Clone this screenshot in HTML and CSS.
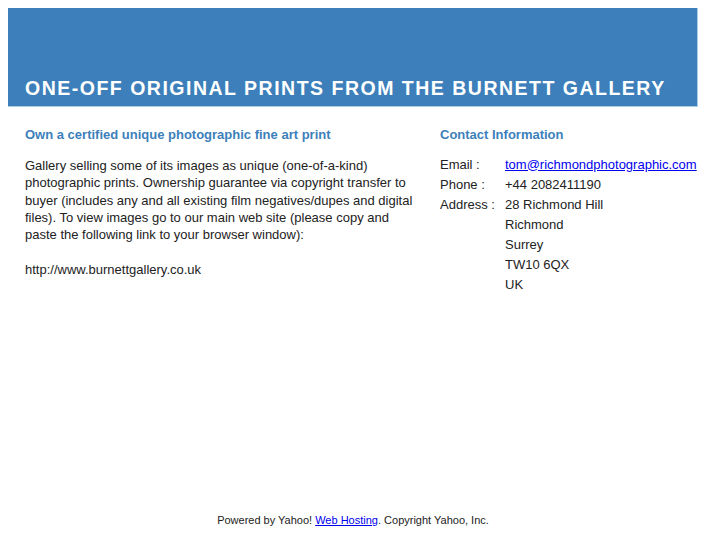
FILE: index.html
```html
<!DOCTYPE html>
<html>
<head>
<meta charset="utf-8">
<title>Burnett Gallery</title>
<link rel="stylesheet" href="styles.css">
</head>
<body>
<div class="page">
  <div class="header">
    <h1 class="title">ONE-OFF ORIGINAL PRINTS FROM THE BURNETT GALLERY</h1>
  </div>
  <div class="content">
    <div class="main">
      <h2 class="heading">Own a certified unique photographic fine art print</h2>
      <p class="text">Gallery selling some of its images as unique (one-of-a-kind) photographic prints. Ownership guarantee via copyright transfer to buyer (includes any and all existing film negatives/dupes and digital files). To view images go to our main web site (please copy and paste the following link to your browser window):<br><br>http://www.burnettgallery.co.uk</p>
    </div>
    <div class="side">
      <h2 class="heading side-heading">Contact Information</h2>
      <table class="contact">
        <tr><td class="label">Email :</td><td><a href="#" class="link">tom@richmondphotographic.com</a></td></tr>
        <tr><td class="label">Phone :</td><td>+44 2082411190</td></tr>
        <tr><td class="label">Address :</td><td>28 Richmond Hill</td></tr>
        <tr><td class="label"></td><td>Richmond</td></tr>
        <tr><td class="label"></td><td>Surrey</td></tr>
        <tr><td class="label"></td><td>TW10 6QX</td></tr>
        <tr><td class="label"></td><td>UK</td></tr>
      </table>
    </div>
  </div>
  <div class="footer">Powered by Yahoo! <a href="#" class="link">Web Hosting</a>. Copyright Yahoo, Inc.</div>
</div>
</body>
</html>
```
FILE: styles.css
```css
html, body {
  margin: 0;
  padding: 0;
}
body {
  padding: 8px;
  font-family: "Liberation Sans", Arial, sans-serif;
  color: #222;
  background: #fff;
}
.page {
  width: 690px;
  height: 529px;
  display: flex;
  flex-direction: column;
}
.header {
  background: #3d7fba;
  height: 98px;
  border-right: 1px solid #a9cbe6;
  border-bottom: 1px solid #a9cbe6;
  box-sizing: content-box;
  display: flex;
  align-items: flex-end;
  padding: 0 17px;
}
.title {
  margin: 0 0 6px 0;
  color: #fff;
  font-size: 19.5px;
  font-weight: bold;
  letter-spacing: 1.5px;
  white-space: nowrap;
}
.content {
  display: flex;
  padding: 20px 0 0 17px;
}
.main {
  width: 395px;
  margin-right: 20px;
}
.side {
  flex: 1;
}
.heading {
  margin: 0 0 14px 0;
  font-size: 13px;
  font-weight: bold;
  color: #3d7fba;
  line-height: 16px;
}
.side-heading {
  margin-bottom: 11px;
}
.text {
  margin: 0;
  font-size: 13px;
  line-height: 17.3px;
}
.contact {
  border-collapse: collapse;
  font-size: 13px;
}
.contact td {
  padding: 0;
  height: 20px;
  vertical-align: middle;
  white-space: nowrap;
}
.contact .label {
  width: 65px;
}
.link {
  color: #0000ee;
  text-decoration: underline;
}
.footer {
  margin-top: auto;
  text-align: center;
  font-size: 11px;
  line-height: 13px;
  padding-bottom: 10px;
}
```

****************************************

**Short problem**
Transcribe the listing in full. Omit the pictures and keep every line exact.

**Output**
Clone this screenshot in HTML and CSS.
FILE: index.html
```html
<!DOCTYPE html>
<html>
<head>
<meta charset="utf-8">
<title>Burnett Gallery</title>
<link rel="stylesheet" href="styles.css">
</head>
<body>
<div class="page">
  <div class="header">
    <h1 class="title">ONE-OFF ORIGINAL PRINTS FROM THE BURNETT GALLERY</h1>
  </div>
  <div class="content">
    <div class="main">
      <h2 class="heading">Own a certified unique photographic fine art print</h2>
      <p class="text">Gallery selling some of its images as unique (one-of-a-kind) photographic prints. Ownership guarantee via copyright transfer to buyer (includes any and all existing film negatives/dupes and digital files). To view images go to our main web site (please copy and paste the following link to your browser window):<br><br>http://www.burnettgallery.co.uk</p>
    </div>
    <div class="side">
      <h2 class="heading side-heading">Contact Information</h2>
      <table class="contact">
        <tr><td class="label">Email :</td><td><a href="#" class="link">tom@richmondphotographic.com</a></td></tr>
        <tr><td class="label">Phone :</td><td>+44 2082411190</td></tr>
        <tr><td class="label">Address :</td><td>28 Richmond Hill</td></tr>
        <tr><td class="label"></td><td>Richmond</td></tr>
        <tr><td class="label"></td><td>Surrey</td></tr>
        <tr><td class="label"></td><td>TW10 6QX</td></tr>
        <tr><td class="label"></td><td>UK</td></tr>
      </table>
    </div>
  </div>
  <div class="footer">Powered by Yahoo! <a href="#" class="link">Web Hosting</a>. Copyright Yahoo, Inc.</div>
</div>
</body>
</html>
```
FILE: styles.css
```css
html, body {
  margin: 0;
  padding: 0;
}
body {
  padding: 8px;
  font-family: "Liberation Sans", Arial, sans-serif;
  color: #222;
  background: #fff;
}
.page {
  width: 690px;
  height: 529px;
  display: flex;
  flex-direction: column;
}
.header {
  background: #3d7fba;
  height: 98px;
  border-right: 1px solid #a9cbe6;
  border-bottom: 1px solid #a9cbe6;
  box-sizing: content-box;
  display: flex;
  align-items: flex-end;
  padding: 0 17px;
}
.title {
  margin: 0 0 6px 0;
  color: #fff;
  font-size: 19.5px;
  font-weight: bold;
  letter-spacing: 1.5px;
  white-space: nowrap;
}
.content {
  display: flex;
  padding: 20px 0 0 17px;
}
.main {
  width: 395px;
  margin-right: 20px;
}
.side {
  flex: 1;
}
.heading {
  margin: 0 0 14px 0;
  font-size: 13px;
  font-weight: bold;
  color: #3d7fba;
  line-height: 16px;
}
.side-heading {
  margin-bottom: 11px;
}
.text {
  margin: 0;
  font-size: 13px;
  line-height: 17.3px;
}
.contact {
  border-collapse: collapse;
  font-size: 13px;
}
.contact td {
  padding: 0;
  height: 20px;
  vertical-align: middle;
  white-space: nowrap;
}
.contact .label {
  width: 65px;
}
.link {
  color: #0000ee;
  text-decoration: underline;
}
.footer {
  margin-top: auto;
  text-align: center;
  font-size: 11px;
  line-height: 13px;
  padding-bottom: 10px;
}
```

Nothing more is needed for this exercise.